Anima e corpo di Tasso, di Mario Bonanno
Torquato Tasso soffriva più nell’anima che nel corpo: era affetto da turbe paranoidee, come le chiameremmo oggi. Si può evincere da una lettera (giugno 1583) vergata di suo pugno e indirizzata al medico forlivese Girolamo Mercuriale. I sintomi di un’affezione maniacale vi figurano in abbondanza, peraltro enumerati con la perizia propria allo scrittore che era:
“rodimento d’intestino, con un poco di flusso di sangue; tintinni ne gli orecchi e ne la testa (…) imaginazione continua di varie cose, e tutte spiacevoli: la qual mi perturba in modo ch’io non posso applicar la mente a gli studi per un sestodecimo d’ora”
e via così, fino alla “sensazione che gli oggetti inanimati si mettano a parlare”. Tasso era già all’epoca, l’autore celebrato di "La Gerusalemme liberata" ma né il benigno dàimon socratico (una sorta di guida divina) né l’eccessiva sensibilità gli davano grande tregua.
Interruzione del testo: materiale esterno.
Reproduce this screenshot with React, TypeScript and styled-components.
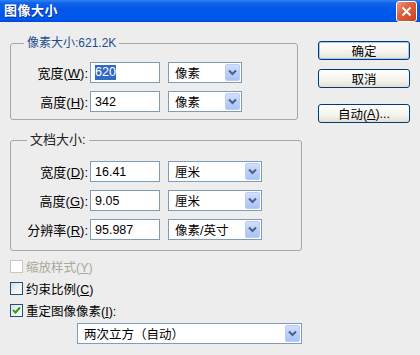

Rispetto alla vita irrequieta ed errabonda che condusse (girò tantissimo per corti, conoscendo anche il carcere), fece una morte serena, spiritualmente accudito nel monastero di S. Onofrio - sul Gianicolo - dove aveva scelto di ritirarsi in cerca di isolamento. Era il 25 aprile 1595 e Torquato Tasso aveva 51 anni.
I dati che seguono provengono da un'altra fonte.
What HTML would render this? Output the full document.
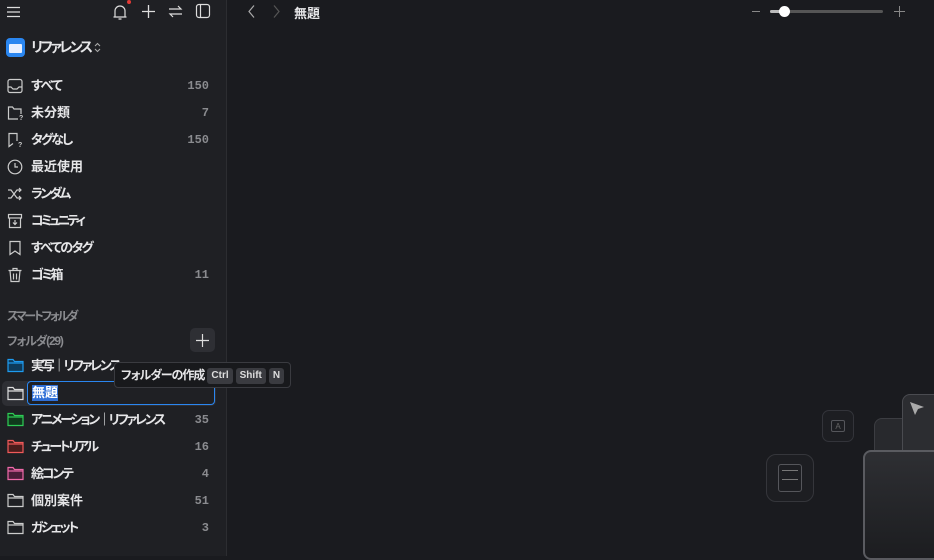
<!DOCTYPE html>
<html><head><meta charset="utf-8"><style>
*{margin:0;padding:0;box-sizing:border-box}
body{width:934px;height:556px;background:#1a1b1f;font-family:"Liberation Sans","Noto Sans CJK JP",sans-serif;color:#e6e6e8;overflow:hidden;position:relative;font-feature-settings:"palt"}
#side{position:absolute;left:0;top:0;width:227px;height:556px;background:#1f2024;border-right:1px solid #2c2d31}
.ic{position:absolute}
.row{position:absolute;left:0;width:226px;height:24px;font-size:13px;font-weight:bold;line-height:24px}
.row .t{position:absolute;left:31px;white-space:nowrap}
.row .n{position:absolute;right:17px;font-family:"Liberation Mono",monospace;color:#8a8b8f;font-size:12px;font-weight:bold;letter-spacing:0}
.row svg{position:absolute;left:7px;top:4px}
.sec{position:absolute;left:7px;font-size:12px;color:#8a8b8f;font-weight:bold}
.kbd{display:inline-block;background:#3a3b40;border-radius:3px;font-size:10px;padding:0 4px;height:16px;line-height:16px;margin-left:3px;font-weight:bold;color:#ddd;vertical-align:middle;letter-spacing:0}
</style></head><body>
<div id="side">
<svg class="ic" style="left:6px;top:4px" width="16" height="16" viewBox="0 0 16 16" stroke="#ddd" stroke-width="1.3" fill="none"><path d="M1 3.5h13M1 8h13M1 12.5h13"/></svg>
<svg class="ic" style="left:111px;top:3px" width="18" height="18" viewBox="0 0 18 18" stroke="#ddd" stroke-width="1.2" fill="none"><path d="M4 14V8a5 5 0 0 1 10 0v6M2.5 14h13M7.5 16h3"/></svg>
<div class="ic" style="left:127px;top:0px;width:4px;height:4px;border-radius:50%;background:#e53935"></div>
<svg class="ic" style="left:141px;top:4px" width="15" height="15" viewBox="0 0 15 15" stroke="#ddd" stroke-width="1.3"><path d="M7.5 1v13M1 7.5h13"/></svg>
<svg class="ic" style="left:168px;top:4px" width="15" height="15" viewBox="0 0 15 15" stroke="#ddd" stroke-width="1.2" fill="none"><path d="M1 5h12l-3-3M14 10H2l3 3"/></svg>
<svg class="ic" style="left:195px;top:3px" width="16" height="16" viewBox="0 0 16 16" stroke="#ddd" stroke-width="1.2" fill="none"><rect x="1.5" y="1.5" width="13" height="13" rx="2.5"/><path d="M5.5 1.5v13"/></svg>
<div class="ic" style="left:6px;top:38px;width:19px;height:19px;border-radius:4px;background:#2a86f0"><div style="position:absolute;left:3px;top:6px;width:13px;height:9px;background:#e8f0ff;border-radius:1px"></div></div>
<div class="ic" style="left:31px;top:38px;font-size:14px;font-weight:bold;line-height:19px;letter-spacing:-2.5px">リファレンス</div>
<svg class="ic" style="left:94px;top:42px" width="7" height="11" viewBox="0 0 7 11" stroke="#aaa" stroke-width="1.1" fill="none"><path d="M1 4l2.5-2.5L6 4M1 7l2.5 2.5L6 7"/></svg>

<div class="row" style="top:74px"><svg width="16" height="16" viewBox="0 0 16 16" stroke="#ccc" stroke-width="1.2" fill="none"><rect x="1" y="1.5" width="14" height="13" rx="2"/><path d="M1 9h3l2 2h4l2-2h3"/></svg><span class="t" style="letter-spacing:-1.3px">すべて</span><span class="n">150</span></div>
<div class="row" style="top:101px"><svg width="18" height="16" viewBox="0 0 18 16" stroke="#ccc" stroke-width="1.2" fill="none"><path d="M11 14H1.5V2h4l1.5 2h7v5"/><text x="12" y="15" font-size="7" fill="#ccc" stroke="none">?</text></svg><span class="t">未分類</span><span class="n">7</span></div>
<div class="row" style="top:128px"><svg width="18" height="16" viewBox="0 0 18 16" stroke="#ccc" stroke-width="1.2" fill="none"><path d="M10 9V1.5H2v13l4-3"/><text x="11" y="15" font-size="7" fill="#ccc" stroke="none">?</text></svg><span class="t" style="letter-spacing:-2px">タグなし</span><span class="n">150</span></div>
<div class="row" style="top:155px"><svg width="16" height="16" viewBox="0 0 16 16" stroke="#ccc" stroke-width="1.2" fill="none"><circle cx="8" cy="8" r="6.8"/><path d="M8 4v4h3"/></svg><span class="t">最近使用</span></div>
<div class="row" style="top:182px"><svg width="16" height="16" viewBox="0 0 16 16" stroke="#ccc" stroke-width="1.2" fill="none"><path d="M1 4h3l6 8h4M1 12h3l6-8h4M12 2l2 2-2 2M12 10l2 2-2 2"/></svg><span class="t" style="letter-spacing:-2.7px">ランダム</span></div>
<div class="row" style="top:209px"><svg width="16" height="16" viewBox="0 0 16 16" stroke="#ccc" stroke-width="1.2" fill="none"><rect x="1.5" y="1.5" width="13" height="3.5"/><path d="M2.5 5v9.5h11V5M8 7v4.5M6 9.5l2 2 2-2"/></svg><span class="t" style="letter-spacing:-3px">コミュニティ</span></div>
<div class="row" style="top:236px"><svg width="16" height="16" viewBox="0 0 16 16" stroke="#ccc" stroke-width="1.2" fill="none"><path d="M3 1.5h10v13l-5-3.5-5 3.5z"/></svg><span class="t" style="letter-spacing:-1.7px">すべてのタグ</span></div>
<div class="row" style="top:263px"><svg width="16" height="16" viewBox="0 0 16 16" stroke="#ccc" stroke-width="1.2" fill="none"><path d="M1.5 3.5h13M6 3.5V1.5h4v2M3 3.5l1 11h8l1-11M6.5 6.5v6M9.5 6.5v6"/></svg><span class="t" style="letter-spacing:-2.5px">ゴミ箱</span><span class="n">11</span></div>

<div class="sec" style="top:307px;letter-spacing:-2.3px">スマートフォルダ</div>
<div class="sec" style="top:332px;letter-spacing:-1.2px">フォルダ(29)</div>
<div class="ic" style="left:190px;top:328px;width:25px;height:24px;background:#2e2f34;border-radius:5px"><svg style="position:absolute;left:6px;top:6px" width="13" height="13" viewBox="0 0 13 13" stroke="#ddd" stroke-width="1.2"><path d="M6.5 0v13M0 6.5h13"/></svg></div>

<div class="row" style="top:354px"><svg width="17" height="15" viewBox="0 0 17 15"><path d="M1 13.5V1.5h5l1.5 2H16v10z" fill="#0e3a5a" stroke="#1e9bf0" stroke-width="1.2"/><path d="M1 5h15" stroke="#1e9bf0" stroke-width="1.2"/></svg><span class="t" style="letter-spacing:-2.2px">実写｜リファレンス</span></div>
<div class="row" style="top:381px;background:#2e2f34;width:214px;left:2px;border-radius:5px;height:25px"></div>
<div class="row" style="top:382px"><svg width="17" height="15" viewBox="0 0 17 15" fill="none" stroke="#ddd" stroke-width="1.2"><path d="M1 13.5V1.5h5l1.5 2H16v10zM1 5h15"/></svg></div>
<div class="ic" style="left:27px;top:381px;width:188px;height:24px;border:1.3px solid #2a86f0;border-radius:4px;background:#1f2024"><span style="position:absolute;left:4px;top:3px;background:#2f6fd6;color:#fff;font-size:13px;font-weight:bold;line-height:16px">無題</span></div>
<div class="row" style="top:408px"><svg width="17" height="15" viewBox="0 0 17 15"><path d="M1 13.5V1.5h5l1.5 2H16v10z" fill="#0f3a1c" stroke="#2ecc55" stroke-width="1.2"/><path d="M1 5h15" stroke="#2ecc55" stroke-width="1.2"/></svg><span class="t" style="letter-spacing:-2.3px">アニメーション｜リファレンス</span><span class="n">35</span></div>
<div class="row" style="top:435px"><svg width="17" height="15" viewBox="0 0 17 15"><path d="M1 13.5V1.5h5l1.5 2H16v10z" fill="#4a1c1c" stroke="#f05a5a" stroke-width="1.2"/><path d="M1 5h15" stroke="#f05a5a" stroke-width="1.2"/></svg><span class="t" style="letter-spacing:-2.4px">チュートリアル</span><span class="n">16</span></div>
<div class="row" style="top:462px"><svg width="17" height="15" viewBox="0 0 17 15"><path d="M1 13.5V1.5h5l1.5 2H16v10z" fill="#4a1c38" stroke="#f06aaa" stroke-width="1.2"/><path d="M1 5h15" stroke="#f06aaa" stroke-width="1.2"/></svg><span class="t" style="letter-spacing:-2.2px">絵コンテ</span><span class="n">4</span></div>
<div class="row" style="top:489px"><svg width="17" height="15" viewBox="0 0 17 15" fill="none" stroke="#ccc" stroke-width="1.2"><path d="M1 13.5V1.5h5l1.5 2H16v10zM1 5h15"/></svg><span class="t">個別案件</span><span class="n">51</span></div>
<div class="row" style="top:516px"><svg width="17" height="15" viewBox="0 0 17 15" fill="none" stroke="#ccc" stroke-width="1.2"><path d="M1 13.5V1.5h5l1.5 2H16v10zM1 5h15"/></svg><span class="t" style="letter-spacing:-2.4px">ガシェット</span><span class="n">3</span></div>
</div>

<div class="ic" style="left:114px;top:362px;width:177px;height:26px;background:#18191c;border:1px solid #3a3b40;border-radius:4px;font-size:12px;font-weight:bold;line-height:24px;padding-left:6px;white-space:nowrap;overflow:hidden"><span style="letter-spacing:-1px">フォルダーの作成</span><span class="kbd">Ctrl</span><span class="kbd">Shift</span><span class="kbd">N</span></div>

<svg class="ic" style="left:244px;top:4px" width="40" height="15" viewBox="0 0 40 15" fill="none" stroke-width="1.2"><path d="M10 1.5l-5 6 5 6" stroke="#aaa"/><path d="M30 1.5l5 6-5 6" stroke="#555"/></svg>
<div class="ic" style="left:294px;top:3px;font-size:13px;font-weight:bold">無題</div>
<div class="ic" style="left:752px;top:11px;width:8px;height:1px;background:#888"></div>
<div class="ic" style="left:770px;top:10px;width:113px;height:3px;background:#555;border-radius:2px"></div>
<div class="ic" style="left:770px;top:10px;width:14px;height:3px;background:#bbb;border-radius:2px"></div>
<div class="ic" style="left:779px;top:6px;width:11px;height:11px;background:#fff;border-radius:50%"></div>
<svg class="ic" style="left:894px;top:6px" width="11" height="11" viewBox="0 0 11 11" stroke="#888" stroke-width="1"><path d="M5.5 0v11M0 5.5h11"/></svg>

<div class="ic" style="left:766px;top:454px;width:48px;height:48px;border:1.5px solid #35363b;border-radius:10px;background:#1d1e22"><div style="position:absolute;left:11px;top:9px;width:24px;height:28px;border:1.3px solid #55565b;border-radius:3px"></div><div style="position:absolute;left:15px;top:15px;width:16px;height:10px;border-top:1px solid #777;border-bottom:1px solid #777"></div></div>
<div class="ic" style="left:822px;top:410px;width:32px;height:32px;border:1.5px solid #33343a;border-radius:7px;background:#1d1e22"><div style="position:absolute;left:8px;top:9px;width:14px;height:12px;border:1px solid #55565b;border-radius:2px;font-size:8px;color:#666;text-align:center;line-height:11px">A</div></div>
<div class="ic" style="left:874px;top:418px;width:40px;height:60px;border:1.5px solid #3c3d42;border-radius:8px;background:#28292d"></div>
<div class="ic" style="left:902px;top:394px;width:40px;height:80px;border:1.5px solid #4a4b50;border-radius:8px;background:#2c2d31"></div>
<svg class="ic" style="left:909px;top:401px" width="16" height="16" viewBox="0 0 16 16"><path d="M1 1l14 5-6 2-3 6z" fill="#aaa"/></svg>
<div class="ic" style="left:863px;top:450px;width:80px;height:110px;border:2px solid #5a5b60;border-radius:8px 0 0 8px;background:linear-gradient(#2e2f33,#1c1d20)"></div>
</body></html>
Alla luce di quanto detto sin qui, ritengo “Luce e tenebra” - il titolo assegnato da Alvaro Torchio alla biografia romanzata del poeta, “Luce e tenebra. Vita di Torquato Tasso” (Manni, 2016) - un titolo più che mai indicativo. Lo si desume anche dai contenuti del libro che ne ricostruisce la vicenda artistica e privata con la dovizia dei particolari del biografo ed il colore tipico del narratore. Sullo sfondo di un Rinascimento al tramonto, funestato dall’ombra lunga dell’Inquisizione, Alvaro Torchio ripercorre dunque le stazioni salienti della vita fiammeggiante di Torquato Tasso, dapprincipio brillante cortigiano, del tutto votato alla mondanità; quindi - preda dei fantasmi della sua follia - vittima della superbia del duca Alfonso II d’Este. Tra questi poli divaricati si alternano l’afflato religioso, l’amore giovanile per Lucrezia Bendidio e quello per la poesia, i successi letterari, le vicende familiari, la fama estesa in Europa, per consacrare un genio assoluto della modernità.